Forty-six countries ratified a document aimed at easing the restitution process for Jewish property taken during the Holocaust.
The Terezin Declaration, a nonbinding set of guiding principles aimed at faster, more open and transparent restitution of art, private and communal property taken by force or under duress during the Holocaust, was approved Monday at the Prague Holocaust Era Assets Conference.
It is set to be signed Tuesday, the last day of the four-day gathering organized by the Czech Republic under the auspices of the rotating European Union Presidency, which the Central European country now holds.
The document, whose signatories will include the 27 countries of the European Union, Canada, Israel and the United States, also calls for greater commitment to the care of Holocaust survivors, Holocaust education and Jewish cemetery preservation. Hundreds of representatives of government and Jewish organizations, along with historians, art experts and lawyers, participated in its drafting.

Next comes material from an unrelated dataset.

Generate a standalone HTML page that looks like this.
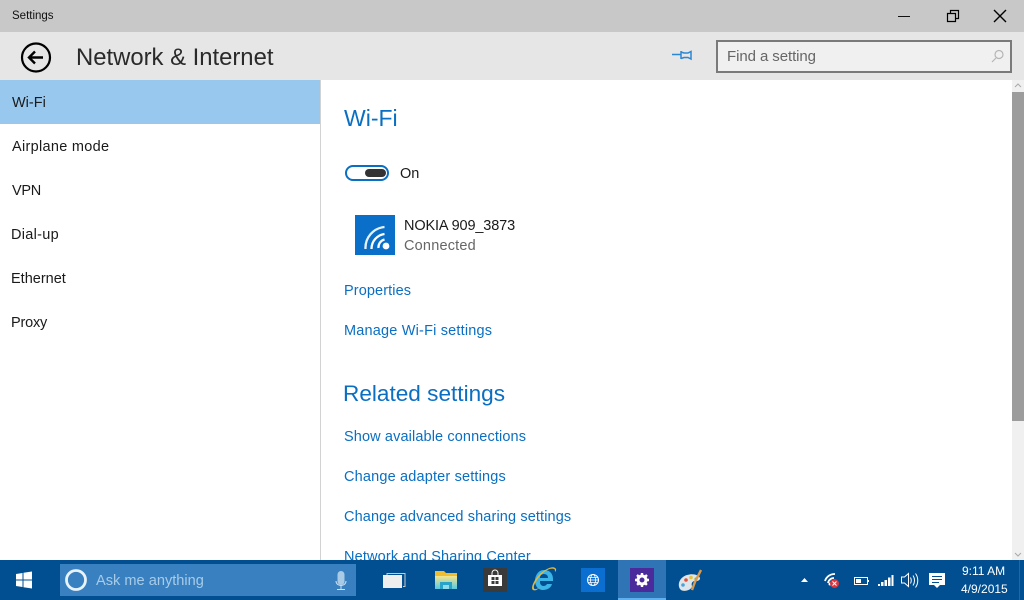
<!DOCTYPE html>
<html><head><meta charset="utf-8"><style>
html,body{margin:0;padding:0}
body{width:1024px;height:600px;overflow:hidden;position:relative;background:#fff;font-family:"Liberation Sans",sans-serif;color:#000}
.a{position:absolute;white-space:nowrap}
.t{position:absolute;white-space:nowrap;line-height:20px;font-size:14.5px;color:#1a1a1a}
.t.l{color:#0a6fc2}
svg{position:absolute;overflow:visible}
</style></head><body>
<div class="a" style="left:0;top:0;width:1024px;height:32px;background:#c8c8c8"></div>
<div class="a" style="left:0;top:32px;width:1024px;height:48px;background:#e6e6e6"></div>
<div class="a" style="left:0;top:80px;width:320px;height:44px;background:#99c8ef"></div>
<div class="a" style="left:320px;top:80px;width:1px;height:480px;background:#d2d2d2"></div>
<div class="t" style="left:12px;top:6px;font-size:11.500px;color:#111">Settings</div>
<svg style="left:0;top:0" width="1024" height="80" fill="none" stroke="#000">
<path d="M898 16.500h12" stroke="#111"/>
<path d="M947.500 13.500h8v8h-8zM950.500 13.500v-3h8v8h-3" stroke="#000" stroke-width="1.200"/>
<path d="M994 10l12 12M1006 10l-12 12" stroke-width="1.400"/>
<circle cx="36" cy="57.500" r="14" stroke-width="2.200"/>
<path d="M43 57.500H29.500M35 51.500L29 57.500l6 6" stroke-width="2.400"/>
<path d="M672 54.500h9M681 51v8M681 52l3 1h4l3-1.500v7.500l-3-1.500h-4l-3 1" stroke="#2b87d3" stroke-width="1.500"/>
</svg>
<div class="t" style="left:76px;top:43px;font-size:23.850px;line-height:30px;color:#2a2a2a">Network &amp; Internet</div>
<div class="a" style="left:716px;top:40px;width:292px;height:29px;border:2px solid #7a7a7a;background:#f0f0f0"></div>
<div class="t" style="left:727px;top:47px;font-size:15px;color:#666;letter-spacing:-.08px">Find a setting</div>
<svg style="left:0;top:0" width="1024" height="80" fill="none" stroke="#b5b5b5" stroke-width="1.200"><circle cx="999" cy="54.500" r="4"/><path d="M996 58l-4 4"/></svg>

<div class="t" style="left:12px;top:93px">Wi-Fi</div>
<div class="t" style="left:12px;top:137px;letter-spacing:.3px">Airplane mode</div>
<div class="t" style="left:12px;top:181px;letter-spacing:-.3px">VPN</div>
<div class="t" style="left:11px;top:225px;letter-spacing:.3px">Dial-up</div>
<div class="t" style="left:11px;top:269px">Ethernet</div>
<div class="t" style="left:11px;top:313px;letter-spacing:-.2px">Proxy</div>

<div class="t l" style="left:344px;top:103px;font-size:23px;line-height:30px">Wi-Fi</div>
<div class="a" style="left:345px;top:165px;width:40px;height:12px;border:2px solid #0a6fc2;border-radius:8px"></div>
<div class="a" style="left:365px;top:169px;width:21px;height:8px;background:#333;border-radius:4px"></div>
<div class="t" style="left:400px;top:164px">On</div>
<div class="a" style="left:355px;top:215px;width:40px;height:40px;background:#0a6fc9"></div>
<svg style="left:355px;top:215px" width="40" height="40" fill="none" stroke="#fff" stroke-width="2.300"><circle cx="31" cy="31" r="3.400" fill="#fff" stroke="none"/><path d="M23.500 33a8 8 0 0 1 6-8.500"/><path d="M16.500 34a15 15 0 0 1 13-15"/><path d="M10.500 34a21 21 0 0 1 19-22" opacity=".9"/></svg>
<div class="t" style="left:404px;top:216px;letter-spacing:-.13px">NOKIA 909_3873</div>
<div class="t" style="left:404px;top:236px;color:#666;letter-spacing:.2px">Connected</div>
<div class="t l" style="left:344px;top:281px;letter-spacing:.1px">Properties</div>
<div class="t l" style="left:344px;top:321px;letter-spacing:.19px">Manage Wi-Fi settings</div>
<div class="t l" style="left:343px;top:379px;font-size:22.600px;line-height:30px">Related settings</div>
<div class="t l" style="left:344px;top:427px;letter-spacing:.12px">Show available connections</div>
<div class="t l" style="left:344px;top:467px;letter-spacing:.17px">Change adapter settings</div>
<div class="t l" style="left:344px;top:507px;letter-spacing:.125px">Change advanced sharing settings</div>
<div class="t l" style="left:344px;top:547px;letter-spacing:.15px">Network and Sharing Center</div>

<div class="a" style="left:1012px;top:80px;width:12px;height:480px;background:#f0f0f0"></div>
<div class="a" style="left:1012px;top:92px;width:12px;height:329px;background:#9c9c9c"></div>
<svg style="left:1012px;top:80px" width="12" height="480" fill="none" stroke="#aaa"><path d="M3 7l3-3 3 3M3 473l3 3 3-3"/></svg>

<div class="a" style="left:0;top:560px;width:1024px;height:40px;background:#014f91"></div>
<div class="a" style="left:60px;top:564px;width:296px;height:32px;background:#3880bf"></div>
<svg style="left:0;top:560px" width="1024" height="40" fill="none">
<defs><linearGradient id="f" x1="0" y1="0" x2="0" y2="1"><stop offset="0" stop-color="#f7e58c"/><stop offset="1" stop-color="#58c8e6"/></linearGradient></defs>
<path d="M16 14l6.500-1v6.500H16zM23.500 12.800l8.500-1.300v8H23.500zM16 20.500h6.500V27l-6.500-1zM23.500 20.500H32v8l-8.500-1.300z" fill="#fff"/>
<circle cx="76" cy="20" r="9.500" stroke="#e8f2fa" stroke-width="2.800"/>
<path d="M337.500 14.500a3.500 3.500 0 0 1 7 0v7a3.500 3.500 0 0 1-7 0z" fill="#a9cbe6"/>
<path d="M336 21c0 6 10 6 10 0M341 26v3M337 29.500h8" stroke="#cfe2f2" stroke-width="1"/>
<path d="M387 15v-1.500h18v13h-2" stroke="#c9c9c9"/><rect x="383.500" y="15.500" width="18" height="12" fill="#eee" stroke="#eee"/>
<path d="M435 11h9l2 2h11v6h-22z" fill="#eebd30"/><path d="M435 16h22v13h-22z" fill="url(#f)"/><path d="M440 22h12v7h-12z" fill="#2aa3c9"/><path d="M443 25h6v4h-6z" fill="#8fdcec"/>
<rect x="483" y="8" width="24" height="24" fill="#3a3a3a"/><path d="M488 15h14v11h-14z" fill="#fff"/><path d="M492 15v-2a3 3 0 0 1 6 0v2" stroke="#fff"/><path d="M491.500 17h3v3h-3zM495.500 17h3v3h-3zM491.500 21h3v3h-3zM495.500 21h3v3h-3z" fill="#3a3a3a"/>
<path d="M553 19c0-6-4-9-9-9-6 0-9 6-9 11s3 9 8 9c4 0 8-2 9-6h-5c-1 2-3 2-4 2-3-1-3-3-3-5h13zM540 18c0-3 2-4 4-4 3 0 4 2 4 4z" fill="#3bb4e8"/>
<path d="M555 8c-2-2-8 0-14 5s-11 15-8 17c2 1 4 0 6-2-2 1-5 2-5 0-1-3 4-10 8-14 5-5 10-6 12-5 1 0 1 2 1 3 1-1 2-3 0-4z" fill="#e5b73b"/>
<rect x="581" y="8" width="24" height="24" fill="#0a6fd1"/><circle cx="593" cy="20" r="5.500" stroke="#fff"/><ellipse cx="593" cy="20" rx="2.500" ry="5.500" stroke="#fff" stroke-width=".8"/><path d="M587.500 20h11M588.500 17.500h9M588.500 22.500h9" stroke="#fff" stroke-width=".7"/>
<rect x="618" y="0" width="48" height="40" fill="#2f75b5"/><rect x="618" y="38" width="48" height="2" fill="#5fb0ee"/>
<rect x="630" y="8" width="24" height="24" fill="#4b2a9c"/><circle cx="642" cy="20" r="4" stroke="#fff" stroke-width="3"/><path d="M642 13v14M635 20h14M637 15l10 10M647 15l-10 10" stroke="#fff" stroke-width="2.400" stroke-dasharray="2.500 9 2.500"/>
<path d="M680 29c-3-5 0-12 7-14 6-2 12 0 13 3 0 3-3 3-5 3-3 0-4 3-3 5 0 4-9 7-12 3z" fill="#dfe6ea"/><circle cx="686" cy="20" r="1.800" fill="#e0503a"/><circle cx="691" cy="17.500" r="1.800" fill="#e8c23a"/><circle cx="683" cy="25" r="1.800" fill="#4ba3d9"/><circle cx="696" cy="19" r="1.500" fill="#63b04a"/>
<path d="M701 10l-6 12-3 8" stroke="#d99a4e" stroke-width="2.400"/>
<path d="M801 22l3.500-4 3.500 4z" fill="#fff"/>
<path d="M825 21a10 10 0 0 1 10-7M828 23a6 6 0 0 1 6-5" stroke="#fff" stroke-width="1.800"/><circle cx="830" cy="24" r="1.500" fill="#fff"/>
<circle cx="834.500" cy="23.500" r="4.500" fill="#d9363e"/><path d="M832.500 21.500l4 4M836.500 21.500l-4 4" stroke="#fff"/>
<rect x="854.500" y="17.500" width="13" height="7" stroke="#fff"/><rect x="856" y="19" width="5" height="4" fill="#fff"/><path d="M868.500 20v2" stroke="#fff"/>
<path d="M878 24h2v2h-2zM881 22h2.500v4H881zM884.500 20h2.500v6h-2.500zM888 17.500h2.500V26H888zM891.500 15h2v11h-2z" fill="#fff"/>
<path d="M901.500 17h3l4-3.500v13l-4-3.500h-3zM910.500 17.500c1 2 1 4 0 6M913 15.500c2 3 2 7 0 10M915.500 13.500c3 4 3 10 0 14" stroke="#fff"/>
<path d="M929 13h16v12h-5l-3 3-3-3h-5z" fill="#fff"/><path d="M932 16.500h10M932 19.500h10M932 22.500h7" stroke="#014f91"/>
<path d="M1019.500 0v40" stroke="#1f66a5"/>
</svg>
<div class="t" style="left:96px;top:571px;color:#a7cbe8;font-size:14.600px">Ask me anything</div>
<div class="t" style="left:962px;top:561px;color:#fff;font-size:12px">9:11 AM</div>
<div class="t" style="left:961px;top:579px;color:#fff;font-size:12px">4/9/2015</div>
</body></html>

The first comprehensive, multi-country document of its kind covering the issue of land confiscation together with survivor care, the declaration states: ”Noting the importance of restituting communal and individual immovable property that belonged to the victims of the Holocaust (Shoah) and other victims of Nazi persecution, the Participating States urge that every effort be made to rectify the consequences of wrongful property seizures, such as confiscations, forced sales and sales under duress of property, which were part of the persecution of these innocent people and groups, the vast majority of whom died heirless.”
The document also commits countries to better monitoring of anti-Semitism, improved access to archives that facilitate looted art research, implementation of existing laws or creation of new systems to allow for the easier return of looted art and the opening of a new center in the former Terezin concentration camp to collect information on countries’ implementation of the declaration.
Christian Kennedy, the U.S. government special envoy for Holocaust issues, told JTA that ”The really hard work comes over the next year, when countries are to agree on more exact principles over exactly how the declaration should be best implemented.”
Some countries were singled out at the conference as particularly problematic. Among those cited were Poland, the only country in the former Eastern bloc not to have enacted private restitution or compensation; Lithuania, which has no communal property restitution program; Germany, which has only begun researching its stolen art; and Russia, which closes most archives to researchers and has made it impossible for claimants to obtain looted art.